Steve, a 39-year-old comedian from Brixton, has heard most of the handy advice. "This old hippie who lives on a bus in Lincolnshire told me that if you really want to grow giggly stuff, you should cover the plants at night for 12 hours with bin-liners. They thrive better if they have an exact balance of light and dark," he says.

The other tip is how to avoid the police. One paranoid conspiracy theory has it that helicopters with heat-seeking cameras flap across Wales on the look-out for lamps. This is an unlikely waste of a precious police resource otherwise required to make videos of car chases for television shows. Another has it that electricity companies tip off the force when they detect the sort ofincrease in usage that suggests grow-lamps are in operation. This, too, is not possible, since the Data Protection Act ensures the confidentiality of bills.

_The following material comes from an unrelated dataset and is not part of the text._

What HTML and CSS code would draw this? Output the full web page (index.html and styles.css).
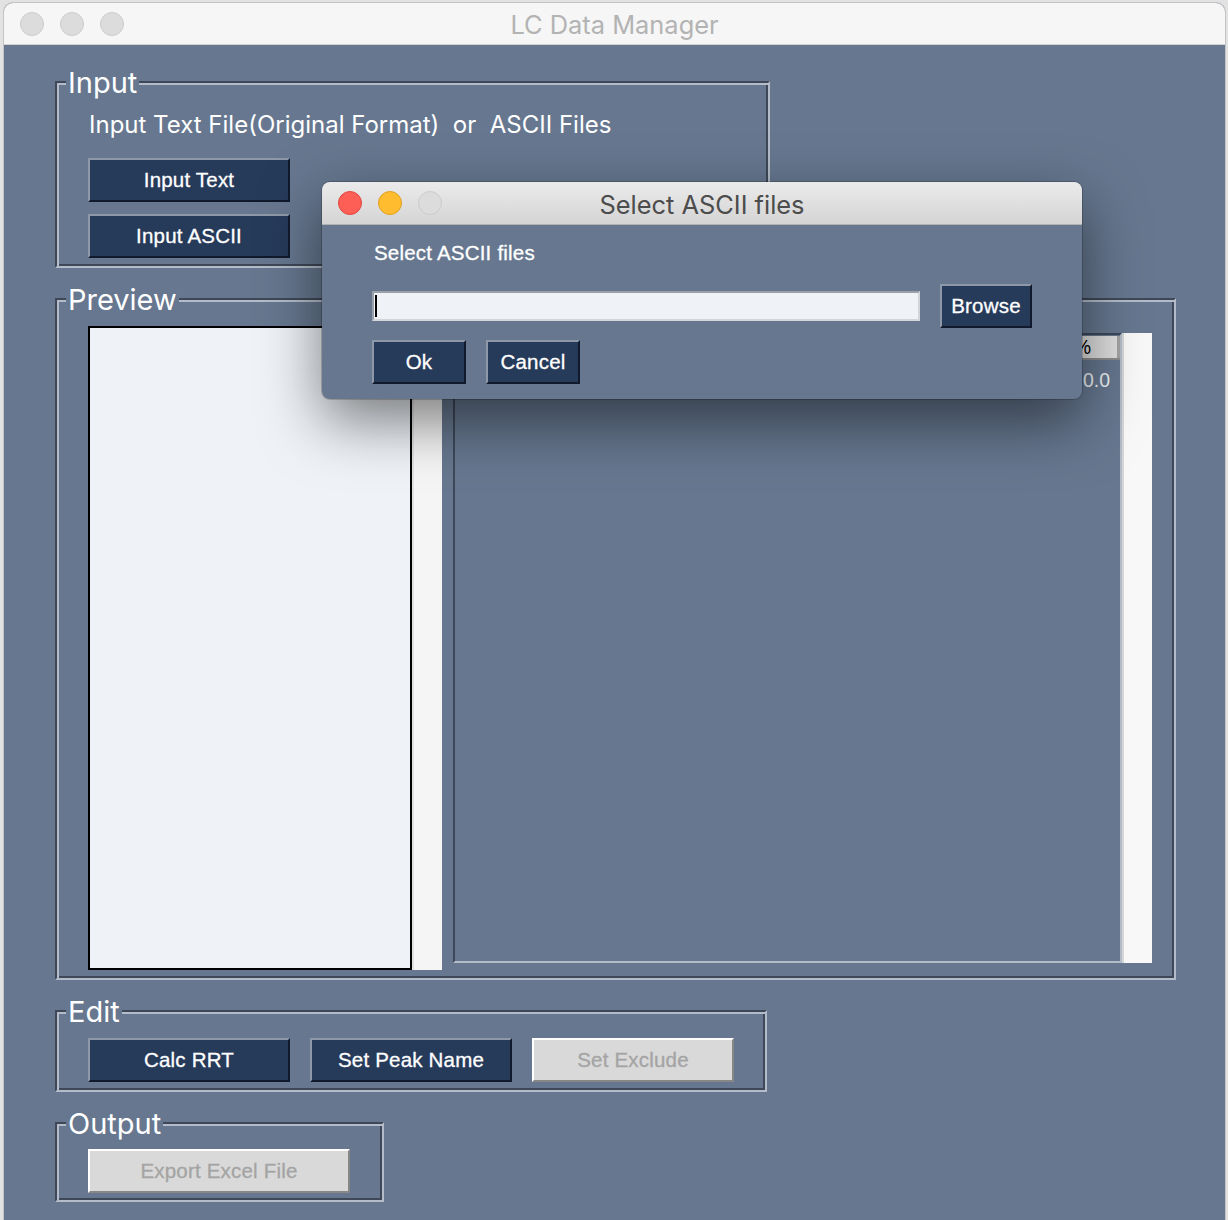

Nevertheless a disproportionate number of home-growers seem to have yarns about brushes with the law. "I had a policewoman knock on the door once to give advice on anti-burglary devices," recalls Steve. "I'm a bit of a sucker for a uniform, so we got chatting and I invited her in to have a look at my security arrangements. I led her into the kitchen and she started looking at the back door. Then I suddenly realised that there were four cannabis plants on the patio. Too late, she opened the door, took one look at the plants and said: 'You want my advice?' I thought: 'Here we go'. And she said: 'They like a bit of damp, they'd grow much better in the bathroom.' "

More terrifying for the grower, however, are brushes with real authority figures: mothers with a pre-rock 'n' roll era attitude. "My mum and my younger sister were due to come to stay," Alan recalls. "I had this massive plant filling the bay window in my front room. The choice was: do I harvest it early, and sacrifice a good few smokes, or do I bank on my mum not knowing what it was? I left it and she was rather admiring of it, asked me what it was. I said I didn't know, I'd inherited it off the bloke who owned the house previously. My mum asked if she could take a cutting back to my dad. And I'd forgotten about my sister, who was about 17 at the time. She said: 'No, Mum, you can't grow dope from a cutting - you need the seed.' "

Not a problem, presumably, that Dave from Wandsworth and his son Dan will ever face.

For obvious reasons, all names in this article have been changed.